◆ TASK STATEMENT ◆
Gather from the material every line that contains the string "table".
☆ ☆ ☆ ☆ ☆ ☆ ☆
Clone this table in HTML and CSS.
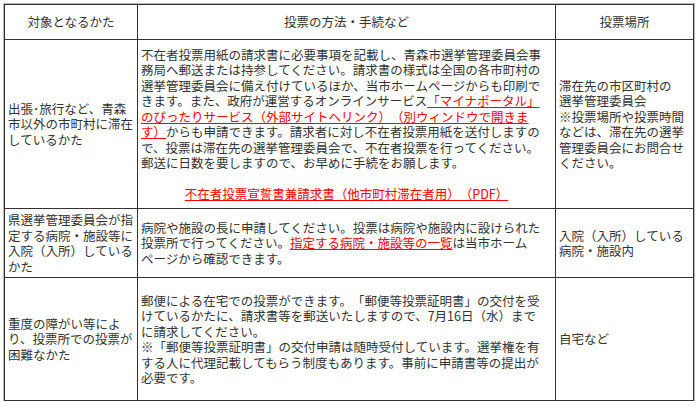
FILE: index.html
```html
<!DOCTYPE html>
<html lang="ja">
<head>
<meta charset="utf-8">
<title>投票の方法</title>
<link rel="stylesheet" href="styles.css">
</head>
<body>
<div class="page">
<table class="vote-table">
  <colgroup>
    <col class="col-who">
    <col class="col-how">
    <col class="col-where">
  </colgroup>
  <thead>
    <tr class="row-head">
      <th>対象となるかた</th>
      <th>投票の方法・手続など</th>
      <th>投票場所</th>
    </tr>
  </thead>
  <tbody>
    <tr class="row-travel">
      <td>出張･旅行など、青森市以外の市町村に滞在しているかた</td>
      <td>
        <p class="lines">不在者投票用紙の請求書に必要事項を記載し、青森市選挙管理委員会事<br>務局へ郵送または持参してください。請求書の様式は全国の各市町村の<br>選挙管理委員会に備え付けているほか、当市ホームページからも印刷で<br>きます。また、政府が運営するオンラインサービス<a href="#">「マイナポータル」<br>のぴったりサービス（外部サイトへリンク）（別ウィンドウで開きま<br>す）</a>からも申請できます。請求者に対し不在者投票用紙を送付しますの<br>で、投票は滞在先の選挙管理委員会で、不在者投票を行ってください。<br>郵送に日数を要しますので、お早めに手続をお願します。</p>
        <p class="center"><a href="#">不在者投票宣誓書兼請求書（他市町村滞在者用）（PDF）</a></p>
      </td>
      <td class="lines">滞在先の市区町村の<br>選挙管理委員会<br>※投票場所や投票時間<br>などは、滞在先の選挙<br>管理委員会にお問合せ<br>ください。</td>
    </tr>
    <tr class="row-hospital">
      <td>県選挙管理委員会が指定する病院・施設等に入院（入所）しているかた</td>
      <td class="lines">病院や施設の長に申請してください。投票は病院や施設内に設けられた<br>投票所で行ってください。<a href="#">指定する病院・施設等の一覧</a>は当市ホーム<br>ページから確認できます。</td>
      <td>入院（入所）している病院・施設内</td>
    </tr>
    <tr class="row-home">
      <td>重度の障がい等により、投票所での投票が困難なかた</td>
      <td class="lines">郵便による在宅での投票ができます。「郵便等投票証明書」の交付を受<br>けているかたに、請求書等を郵送いたしますので、7月16日（水）まで<br>に請求してください。<br>※「郵便等投票証明書」の交付申請は随時受付しています。選挙権を有<br>する人に代理記載してもらう制度もあります。事前に申請書等の提出が<br>必要です。</td>
      <td>自宅など</td>
    </tr>
  </tbody>
</table>
</div>
</body>
</html>
```

FILE: styles.css
```css
html, body {
  margin: 0;
  padding: 0;
  background: #ffffff;
}

.page {
  padding: 4px 0 0 4px;
}

.vote-table {
  width: 689px;
  table-layout: fixed;
  border-collapse: collapse;
  font-family: "Noto Sans CJK JP", "Noto Sans", sans-serif;
  font-size: 12.5px;
  line-height: 15.5px;
  color: #333333;
  text-spacing-trim: space-all;
  box-shadow: 0 0 0 1px #b8b8b8;
}

.col-who { width: 133px; }
.col-how { width: 418px; }
.col-where { width: 138px; }

.vote-table th,
.vote-table td {
  border: 1px solid #333333;
  padding: 3px;
  vertical-align: middle;
  text-align: left;
  word-break: break-all;
}

.vote-table th {
  font-weight: normal;
  text-align: center;
}

.vote-table .lines {
  white-space: nowrap;
}

.vote-table p {
  margin: 0;
}

.vote-table p.center {
  text-align: center;
  margin-top: 15.5px;
}

.vote-table a {
  color: #ff0000;
  text-decoration: underline;
}

.row-head { height: 35px; }
.row-travel { height: 169px; }
.row-hospital { height: 69px; }
.row-home { height: 123px; }
```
☆ ☆ ☆ ☆ ☆ ☆ ☆
◆ THE REPLY ◆
Clone this table in HTML and CSS.
<table class="vote-table">
</table>
.vote-table {
  table-layout: fixed;
.vote-table th,
.vote-table td {
.vote-table th {
.vote-table .lines {
.vote-table p {
.vote-table p.center {
.vote-table a {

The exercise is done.